─── INFORMATION PROVIDED
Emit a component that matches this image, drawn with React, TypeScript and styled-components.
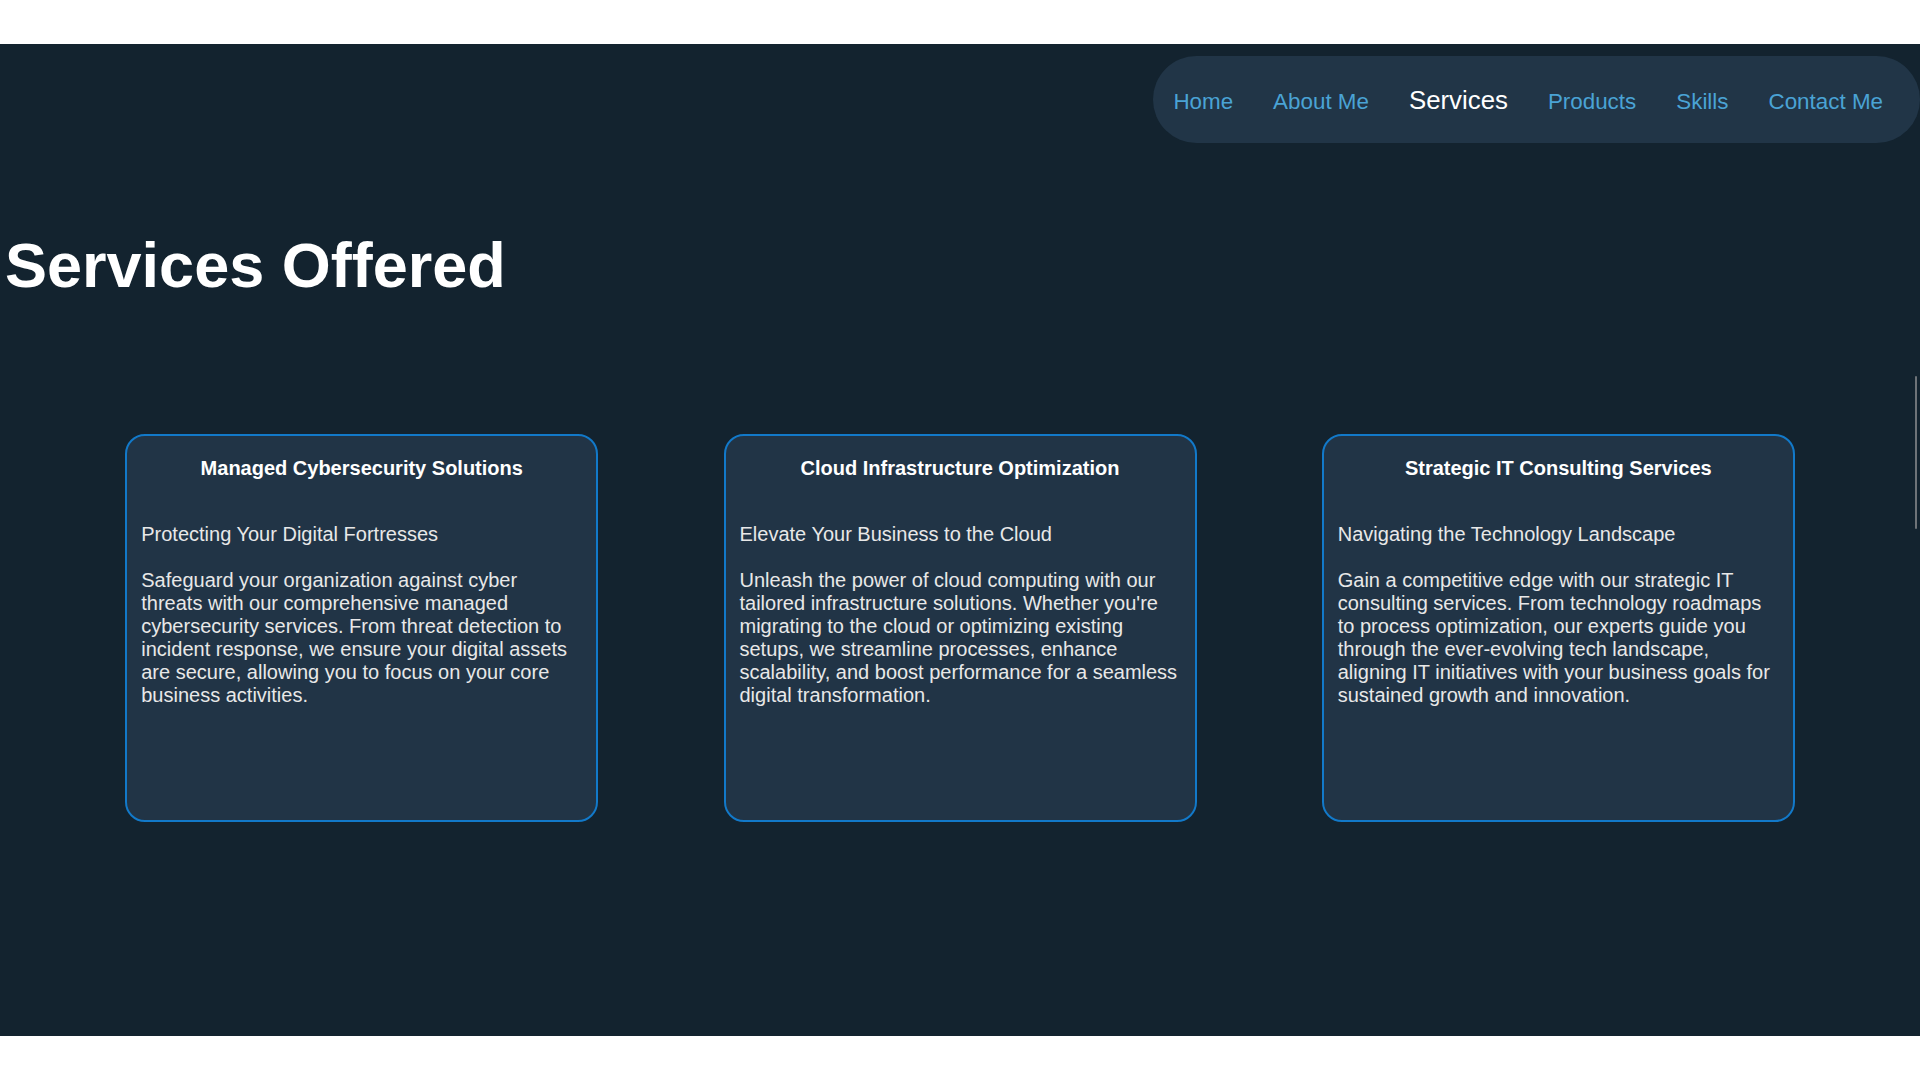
import React from "react";
import styled, { createGlobalStyle } from "styled-components";

const GlobalStyle = createGlobalStyle`
  html, body {
    margin: 0;
    padding: 0;
    background: #ffffff;
    font-family: "Liberation Sans", Arial, Helvetica, sans-serif;
  }
  * { box-sizing: border-box; }
`;

const Section = styled.section`
  position: relative;
  margin-top: 44px;
  height: 992px;
  background: #13232f;
  padding-top: 12px;
  display: flex;
  flex-direction: column;
  overflow: hidden;
`;

const NavRow = styled.div`
  display: flex;
  justify-content: flex-end;
`;

const NavPill = styled.nav`
  height: 87px;
  display: flex;
  align-items: center;
  gap: 40px;
  padding: 0 37px 0 20px;
  background: #213547;
  border-radius: 44px;
`;

const NavLink = styled.a<{ $active?: boolean }>`
  font-size: ${(p) => (p.$active ? "25.8px" : "22.4px")};
  color: ${(p) => (p.$active ? "#ffffff" : "#4aa3d5")};
  text-decoration: none;
  line-height: 1;
  padding-top: ${(p) => (p.$active ? "3px" : "5px")};
  cursor: pointer;
`;

const Heading = styled.h1`
  margin: 87px 0 0 5px;
  font-size: 63px;
  font-weight: 700;
  color: #ffffff;
  line-height: 71px;
`;

const CardRow = styled.div`
  margin-top: 133px;
  display: flex;
  justify-content: space-evenly;
`;

const Card = styled.div`
  width: 473px;
  height: 388px;
  background: #213446;
  border: 2px solid #1279c9;
  border-radius: 20px;
  padding: 21px 14px;
  color: #e8e8e8;
  font-size: 20px;
  line-height: 23px;
`;

const CardTitle = styled.h3`
  margin: 0;
  font-size: 20px;
  line-height: 23px;
  font-weight: 700;
  text-align: center;
  color: #ffffff;
`;

const CardSubtitle = styled.p`
  margin: 43px 0 0;
`;

const CardBody = styled.p`
  margin: 23px 0 0;
`;

const ScrollThumb = styled.div`
  position: absolute;
  right: 3px;
  top: 332px;
  width: 2px;
  height: 153px;
  background: #6e7378;
  border-radius: 1px;
`;

const links = ["Home", "About Me", "Services", "Products", "Skills", "Contact Me"];

const services = [
  {
    title: "Managed Cybersecurity Solutions",
    subtitle: "Protecting Your Digital Fortresses",
    body:
      "Safeguard your organization against cyber threats with our comprehensive managed cybersecurity services. From threat detection to incident response, we ensure your digital assets are secure, allowing you to focus on your core business activities.",
  },
  {
    title: "Cloud Infrastructure Optimization",
    subtitle: "Elevate Your Business to the Cloud",
    body:
      "Unleash the power of cloud computing with our tailored infrastructure solutions. Whether you're migrating to the cloud or optimizing existing setups, we streamline processes, enhance scalability, and boost performance for a seamless digital transformation.",
  },
  {
    title: "Strategic IT Consulting Services",
    subtitle: "Navigating the Technology Landscape",
    body:
      "Gain a competitive edge with our strategic IT consulting services. From technology roadmaps to process optimization, our experts guide you through the ever-evolving tech landscape, aligning IT initiatives with your business goals for sustained growth and innovation.",
  },
];

export default function App() {
  return (
    <>
      <GlobalStyle />
      <Section>
        <NavRow>
          <NavPill>
            {links.map((l) => (
              <NavLink key={l} $active={l === "Services"}>
                {l}
              </NavLink>
            ))}
          </NavPill>
        </NavRow>
        <Heading>Services Offered</Heading>
        <CardRow>
          {services.map((s) => (
            <Card key={s.title}>
              <CardTitle>{s.title}</CardTitle>
              <CardSubtitle>{s.subtitle}</CardSubtitle>
              <CardBody>{s.body}</CardBody>
            </Card>
          ))}
        </CardRow>
        <ScrollThumb />
      </Section>
    </>
  );
}
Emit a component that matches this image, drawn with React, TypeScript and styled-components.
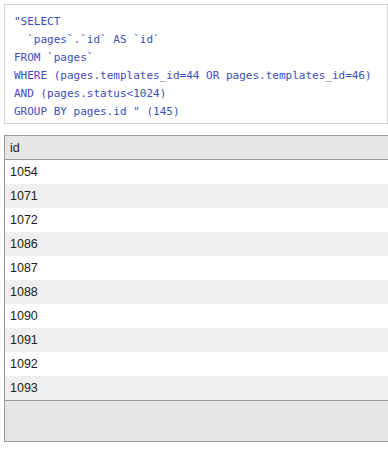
──────
REQUEST: Write out the entries again, exactly as given, skipping any images.

WRITTEN ANSWER:
Emit a component that matches this image, drawn with React, TypeScript and styled-components.
import React from "react";
import styled, { createGlobalStyle } from "styled-components";

const GlobalStyle = createGlobalStyle`
  html, body {
    margin: 0;
    padding: 0;
    background: #ffffff;
    font-family: "Liberation Sans", Arial, Helvetica, sans-serif;
  }
  * { box-sizing: border-box; }
`;

const Section = styled.section`
  position: relative;
  margin-top: 44px;
  height: 992px;
  background: #13232f;
  padding-top: 12px;
  display: flex;
  flex-direction: column;
  overflow: hidden;
`;

const NavRow = styled.div`
  display: flex;
  justify-content: flex-end;
`;

const NavPill = styled.nav`
  height: 87px;
  display: flex;
  align-items: center;
  gap: 40px;
  padding: 0 37px 0 20px;
  background: #213547;
  border-radius: 44px;
`;

const NavLink = styled.a<{ $active?: boolean }>`
  font-size: ${(p) => (p.$active ? "25.8px" : "22.4px")};
  color: ${(p) => (p.$active ? "#ffffff" : "#4aa3d5")};
  text-decoration: none;
  line-height: 1;
  padding-top: ${(p) => (p.$active ? "3px" : "5px")};
  cursor: pointer;
`;

const Heading = styled.h1`
  margin: 87px 0 0 5px;
  font-size: 63px;
  font-weight: 700;
  color: #ffffff;
  line-height: 71px;
`;

const CardRow = styled.div`
  margin-top: 133px;
  display: flex;
  justify-content: space-evenly;
`;

const Card = styled.div`
  width: 473px;
  height: 388px;
  background: #213446;
  border: 2px solid #1279c9;
  border-radius: 20px;
  padding: 21px 14px;
  color: #e8e8e8;
  font-size: 20px;
  line-height: 23px;
`;

const CardTitle = styled.h3`
  margin: 0;
  font-size: 20px;
  line-height: 23px;
  font-weight: 700;
  text-align: center;
  color: #ffffff;
`;

const CardSubtitle = styled.p`
  margin: 43px 0 0;
`;

const CardBody = styled.p`
  margin: 23px 0 0;
`;

const ScrollThumb = styled.div`
  position: absolute;
  right: 3px;
  top: 332px;
  width: 2px;
  height: 153px;
  background: #6e7378;
  border-radius: 1px;
`;

const links = ["Home", "About Me", "Services", "Products", "Skills", "Contact Me"];

const services = [
  {
    title: "Managed Cybersecurity Solutions",
    subtitle: "Protecting Your Digital Fortresses",
    body:
      "Safeguard your organization against cyber threats with our comprehensive managed cybersecurity services. From threat detection to incident response, we ensure your digital assets are secure, allowing you to focus on your core business activities.",
  },
  {
    title: "Cloud Infrastructure Optimization",
    subtitle: "Elevate Your Business to the Cloud",
    body:
      "Unleash the power of cloud computing with our tailored infrastructure solutions. Whether you're migrating to the cloud or optimizing existing setups, we streamline processes, enhance scalability, and boost performance for a seamless digital transformation.",
  },
  {
    title: "Strategic IT Consulting Services",
    subtitle: "Navigating the Technology Landscape",
    body:
      "Gain a competitive edge with our strategic IT consulting services. From technology roadmaps to process optimization, our experts guide you through the ever-evolving tech landscape, aligning IT initiatives with your business goals for sustained growth and innovation.",
  },
];

export default function App() {
  return (
    <>
      <GlobalStyle />
      <Section>
        <NavRow>
          <NavPill>
            {links.map((l) => (
              <NavLink key={l} $active={l === "Services"}>
                {l}
              </NavLink>
            ))}
          </NavPill>
        </NavRow>
        <Heading>Services Offered</Heading>
        <CardRow>
          {services.map((s) => (
            <Card key={s.title}>
              <CardTitle>{s.title}</CardTitle>
              <CardSubtitle>{s.subtitle}</CardSubtitle>
              <CardBody>{s.body}</CardBody>
            </Card>
          ))}
        </CardRow>
        <ScrollThumb />
      </Section>
    </>
  );
}
Emit a component that matches this image, drawn with React, TypeScript and styled-components.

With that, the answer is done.